The prisons in West Bengal are grappling with a crisis of unprecedented proportions as overcrowding reaches alarming levels. According to a recent report by the National Crime Records Bureau (NCRB), the jails have housed inmates 1.3 times their capacity.
The Prison Statistics in India-2022 report states that the jails in West Bengal have a total capacity of 19,556 males and 1,920 females. However, as of December 21, 2021, the state has housed 26,994 males and 1,778 females, and 17 transgenders.
The report released a few days ago also stated that as many as 6,928 inmates were found lodged in sub-jails against the capacity of 3,818 inmates.
The surge in prisoner numbers has raised concerns about the living conditions and rehabilitation opportunities within the state’s prisons.
Speaking to India Today, Bengal’s Minister for Correctional Administration, Akhil Giri acknowledged the overcrowding in state jails but said only “some prisons” are overpopulated.
He said, “Yes, there are a few correctional facilities with more inmates than their total capacity”. However, he claimed that the NCRB report “is not entirely true”.
When asked how the state is working towards solving the overcrowding in jails, Minister Giri said, “We cannot release criminals onto the streets because jails are crowded. We have tabled a proposition to increase the number of correctional homes to redistribute and rehabilitate prisoners more equitably and reduce overcrowding.’
The NCRB data also highlighted that there are no separate arrangements for transgender individuals in West Bengal jails. However, Giri refuted it, saying that there are separate facilities within the existing prison premises to accommodate transgender individuals.
The overcrowded environment not only compromises the safety and well-being of the inmates but also hampers the efforts to facilitate effective rehabilitation and reduce recidivism, critics argue.
“Overcrowding in prisons often leads to increasing instances of prison torture, which also acts as a barrier to the rehabilitation of prisoners. Further, an increased number of deaths in prisons due to ill-health, lack of proper food, mental discrepancies, unhygienic environments, and many more are also issues that need immediate address,” said Randita Paul, a lawyer at the Calcutta High Court.
He added, “A universally accepted rule that ‘you pay for what you pollute’ is directly applicable to the inmates who landed in jail. Any convict cannot be laid out into the streets just because of lower capacity in prisons. There needs to be constant checking as to increased crime rates post Covid-19”.
A senior official, speaking under conditions of anonymity, attributed the overcrowding to a variety of factors, including a “surge in crime rates, delayed judicial processes, and a lack of alternative sentencing options.”. As the inmate population continues to swell, the need for urgent and comprehensive reforms within the criminal justice system becomes increasingly evident, the official noted.
NGOs and human rights organisations have also called for immediate action to improve the overall state of the prison system.

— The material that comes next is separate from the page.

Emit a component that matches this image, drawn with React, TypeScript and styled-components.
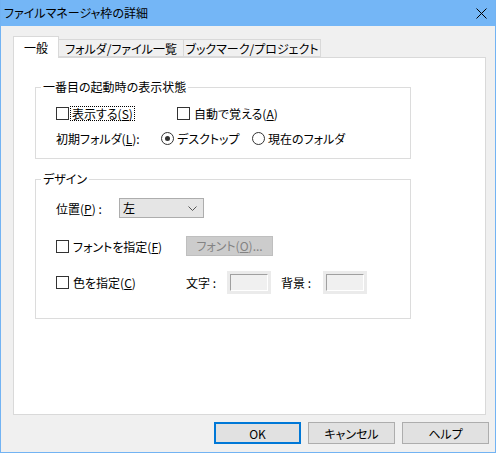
import React from "react";
import styled, { createGlobalStyle } from "styled-components";

const GlobalStyle = createGlobalStyle`
  html, body { margin: 0; padding: 0; background: #f0f0f0; }
  body {
    font-family: "Noto Sans CJK JP", "Noto Sans", sans-serif;
    font-size: 12px;
    color: #000;
    font-feature-settings: "palt";
  }
  * { box-sizing: border-box; }
`;

const Window = styled.div`
  width: 496px;
  height: 453px;
  display: flex;
  flex-direction: column;
  background: #f0f0f0;
  border: 1px solid #72b3f3;
  border-top: none;
`;

const TitleBar = styled.div`
  height: 26px;
  flex: none;
  display: flex;
  align-items: center;
  justify-content: space-between;
  background: #74b6f6;
  padding-left: 3px;
`;

const TitleText = styled.span`
  font-size: 12px;
  line-height: 16px;
  color: #000;
`;

const CloseBox = styled.div`
  width: 28px;
  height: 26px;
  display: flex;
  align-items: center;
  justify-content: center;
`;

const Body = styled.div`
  flex: 1;
  display: flex;
  flex-direction: column;
  padding: 10px 6px 8px 12px;
`;

const TabStrip = styled.div`
  display: flex;
  align-items: flex-end;
  height: 21px;
`;

const Tab = styled.div<{ $w: number; $active?: boolean }>`
  width: ${(p) => p.$w}px;
  height: ${(p) => (p.$active ? 22 : 18)}px;
  margin-left: ${(p) => (p.$active ? 0 : -1)}px;
  margin-bottom: ${(p) => (p.$active ? -1 : 0)}px;
  position: relative;
  z-index: ${(p) => (p.$active ? 2 : 1)};
  background: ${(p) => (p.$active ? "#ffffff" : "#f0f0f0")};
  border: 1px solid #d9d9d9;
  border-bottom: ${(p) => (p.$active ? "none" : "1px solid #d9d9d9")};
  display: flex;
  justify-content: center;
  align-items: ${(p) => (p.$active ? "center" : "flex-start")};
  padding-top: ${(p) => (p.$active ? 0 : 2)}px;
  line-height: 14px;
  white-space: nowrap;
`;

const Panel = styled.div`
  width: 473px;
  height: 358px;
  flex: none;
  background: #fff;
  border: 1px solid #d9d9d9;
  padding: 22px 0 0 21px;
  display: flex;
  flex-direction: column;
`;

const Group = styled.fieldset<{ $mt?: number }>`
  width: 376px;
  margin: ${(p) => p.$mt ?? 0}px 0 0 0;
  padding: 0;
  min-width: 0;
  border: 1px solid #dcdcdc;
`;

const Legend = styled.legend`
  margin-left: 5px;
  padding: 0 2px;
  height: 14px;
  line-height: 14px;
  font-size: 12px;
`;

const GroupBody = styled.div<{ $pt: number; $pb: number }>`
  padding: ${(p) => p.$pt}px 0 ${(p) => p.$pb}px 20px;
  display: flex;
  flex-direction: column;
`;

const Row = styled.div<{ $h: number; $mt?: number }>`
  height: ${(p) => p.$h}px;
  margin-top: ${(p) => p.$mt ?? 0}px;
  display: flex;
  align-items: center;
`;

const Item = styled.div<{ $w?: number }>`
  ${(p) => (p.$w ? `width: ${p.$w}px;` : "")}
  flex: none;
  display: flex;
  align-items: center;
  white-space: nowrap;
`;

const Box = styled.span`
  width: 13px;
  height: 13px;
  flex: none;
  border: 1px solid #333;
  background: #fff;
`;

const Radio = styled.span<{ $on?: boolean }>`
  width: 13px;
  height: 13px;
  flex: none;
  border: 1px solid #333;
  border-radius: 50%;
  background: #fff;
  display: flex;
  align-items: center;
  justify-content: center;
  &::after {
    content: "";
    width: 5px;
    height: 5px;
    border-radius: 50%;
    background: ${(p) => (p.$on ? "#333" : "transparent")};
  }
`;

const Caption = styled.span<{ $focus?: boolean; $gap?: number }>`
  margin-left: ${(p) => p.$gap ?? 1}px;
  padding: 0 1px;
  line-height: 13px;
  border: 1px ${(p) => (p.$focus ? "dotted #000" : "solid transparent")};
`;

const U = styled.span`
  text-decoration: underline;
  text-underline-offset: 1px;
`;

const Select = styled.div`
  width: 85px;
  height: 20px;
  flex: none;
  border: 1px solid #adadad;
  background: #e5e5e5;
  display: flex;
  align-items: center;
  justify-content: space-between;
  padding: 0 6px 0 3px;
  line-height: 14px;
`;

const DisabledButton = styled.div`
  width: 87px;
  height: 20px;
  flex: none;
  background: #cccccc;
  border: 1px solid #bfbfbf;
  color: #838383;
  display: flex;
  align-items: center;
  justify-content: center;
  line-height: 14px;
`;

const Swatch = styled.div`
  width: 44px;
  height: 23px;
  flex: none;
  background: #ebebeb;
  padding: 3px;
  display: flex;
`;

const SwatchInner = styled.div`
  flex: 1;
  background: #f0f0f0;
  border-top: 1px solid #a0a0a0;
  border-left: 1px solid #a0a0a0;
  border-right: 1px solid #ffffff;
  border-bottom: 1px solid #ffffff;
`;

const ButtonRow = styled.div`
  margin-top: 7px;
  display: flex;
  justify-content: flex-end;
  gap: 7px;
`;

const Button = styled.button<{ $default?: boolean }>`
  width: 87px;
  height: 22px;
  margin: 0;
  padding: 0;
  font: inherit;
  font-size: 12px;
  color: #000;
  background: #e1e1e1;
  border: ${(p) => (p.$default ? "2px solid #0078d7" : "1px solid #adadad")};
  display: flex;
  align-items: center;
  justify-content: center;
`;

const Chevron = () => (
  <svg width="9" height="5" viewBox="0 0 9 5">
    <path d="M0.5 0.5 L4.5 4.5 L8.5 0.5" fill="none" stroke="#555" strokeWidth="1" />
  </svg>
);

const CloseIcon = () => (
  <svg width="11" height="11" viewBox="0 0 11 11">
    <path d="M0.5 0.5 L10.5 10.5 M10.5 0.5 L0.5 10.5" stroke="#000" strokeWidth="1" />
  </svg>
);

export default function App() {
  return (
    <>
      <GlobalStyle />
      <Window>
        <TitleBar>
          <TitleText>ファイルマネージャ枠の詳細</TitleText>
          <CloseBox>
            <CloseIcon />
          </CloseBox>
        </TitleBar>
        <Body>
          <TabStrip>
            <Tab $w={46} $active>
              一般
            </Tab>
            <Tab $w={126}>フォルダ/ファイル一覧</Tab>
            <Tab $w={138}>ブックマーク/プロジェクト</Tab>
          </TabStrip>
          <Panel>
            <Group>
              <Legend>一番目の起動時の表示状態</Legend>
              <GroupBody $pt={9} $pb={10}>
                <Row $h={20}>
                  <Item $w={121}>
                    <Box />
                    <Caption $focus>
                      表示する(<U>S</U>)
                    </Caption>
                  </Item>
                  <Item>
                    <Box />
                    <Caption $gap={2}>
                      自動で覚える(<U>A</U>)
                    </Caption>
                  </Item>
                </Row>
                <Row $h={20} $mt={5}>
                  <Item $w={105}>
                    初期フォルダ(<U>L</U>):
                  </Item>
                  <Item $w={91}>
                    <Radio $on />
                    <Caption>デスクトップ</Caption>
                  </Item>
                  <Item>
                    <Radio />
                    <Caption>現在のフォルダ</Caption>
                  </Item>
                </Row>
              </GroupBody>
            </Group>
            <Group $mt={13}>
              <Legend>デザイン</Legend>
              <GroupBody $pt={12} $pb={24}>
                <Row $h={20}>
                  <Item $w={63}>
                    位置(<U>P</U>) :
                  </Item>
                  <Select>
                    <span>左</span>
                    <Chevron />
                  </Select>
                </Row>
                <Row $h={20} $mt={18}>
                  <Item $w={130}>
                    <Box />
                    <Caption $gap={2}>
                      フォントを指定(<U>F</U>)
                    </Caption>
                  </Item>
                  <DisabledButton>
                    フォント(<U>O</U>)...
                  </DisabledButton>
                </Row>
                <Row $h={23} $mt={15}>
                  <Item $w={130}>
                    <Box />
                    <Caption $gap={2}>
                      色を指定(<U>C</U>)
                    </Caption>
                  </Item>
                  <Item $w={41}>文字 :</Item>
                  <Swatch>
                    <SwatchInner />
                  </Swatch>
                  <Item $w={42} style={{ marginLeft: 10 }}>
                    背景 :
                  </Item>
                  <Swatch>
                    <SwatchInner />
                  </Swatch>
                </Row>
              </GroupBody>
            </Group>
          </Panel>
          <ButtonRow>
            <Button $default>OK</Button>
            <Button>キャンセル</Button>
            <Button>ヘルプ</Button>
          </ButtonRow>
        </Body>
      </Window>
    </>
  );
}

Some have also suggested the need for community-based rehabilitation programs to reduce the reliance on incarceration for non-violent offenders.
Paul pointed out that there is an immediate need to implement meaningful reforms that address the systemic issues contributing to the overcrowding crisis. “Separate cells should be formed for males, females, and transgender individuals. After the NALSA judgement, trans people are also granted citizenship under the 1955 Citizenship Act, so accordingly, steps should be taken to accommodate separate prison cells for them as well,” he said.
West Bengal also ranks third highest in the number of inmates housed in special jails, with 1,228 prisoners, after Kerala with 1,519 and Odisha with 1,687 inmates. Bengal also has the highest number of foreign nationals under trial as prisoners, i.e., 2,053. As many as 471 out of these have been convicted so far, according to the NCRB report.